A variation of the open access model is the captive or group captive model, wherein the power consumer takes a significant share of the ownership of an off-site power generation asset.

Most current open access solar projects are based in Rajasthan, Madhya Pradesh and Andhra Pradesh as these states provide the most favourable regulatory environment. They offer waivers in transmission and wheeling charges as well as exemption from cross subsidy surcharges. States where open access projects does not make sense due to high grid losses and grid instability are Uttar Pradesh, Bihar, Tamil Nadu, Odisha and West Bengal.

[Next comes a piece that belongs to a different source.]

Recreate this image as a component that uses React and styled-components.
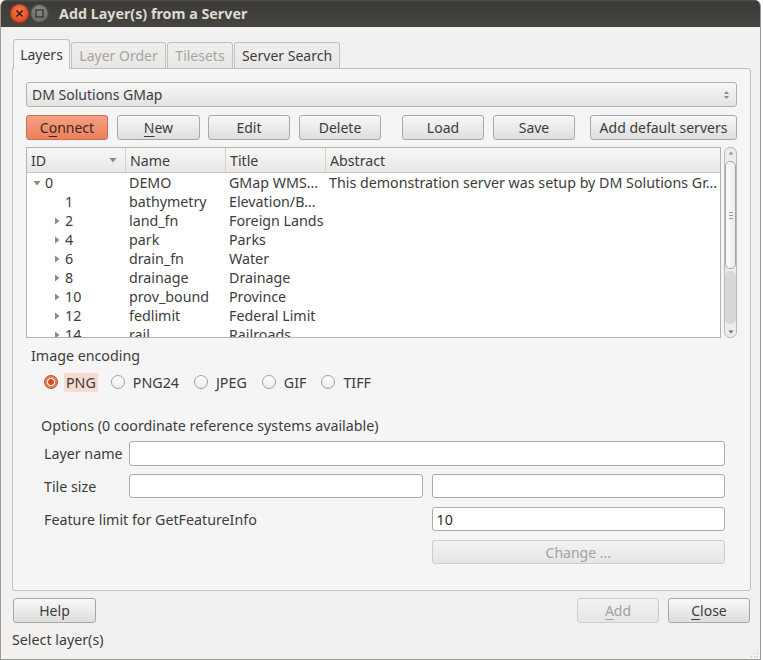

Open access projects have so far been mainly developed primarily by mid-size players. Most of these developers are focused geographically only on states where they have easier access to land and have favourable open access policies. For example, Ujaas is developing solar parks exclusively in Madhya Pradesh with more than 100 MW in total capacity. Similarly, Emmvee is focusing on Andhra Pradesh (20 MW capacity), while Rays Power Experts, has projects at multiple locations in Rajasthan such as Baap (10 MW), Kolayat (25 MW) and Gajner (60 MW).

Though the open access market has started to grow, it still faces challenges. The most important is the uncertainty about the future charges for using the grid such as future open access charges and grid losses. These charges are subject to revision every year by the State Electricity Regulatory Commission (SERC). This makes assessing the financial viability of a long term open access solar project difficult and affects the bankability of such projects. In most states, utilities lobby hard with the SERCs to increase open access charges, in order to cut out competition for their most high value consumers who pay the high industrial and commercial tariffs. Another most important risk for open access projects, apart from policy uncertainty, is the PPA default by private customers. A private customer’s inability to consume power and/ or pay for it over a long-term period, of say 15 years, is a substantial risk.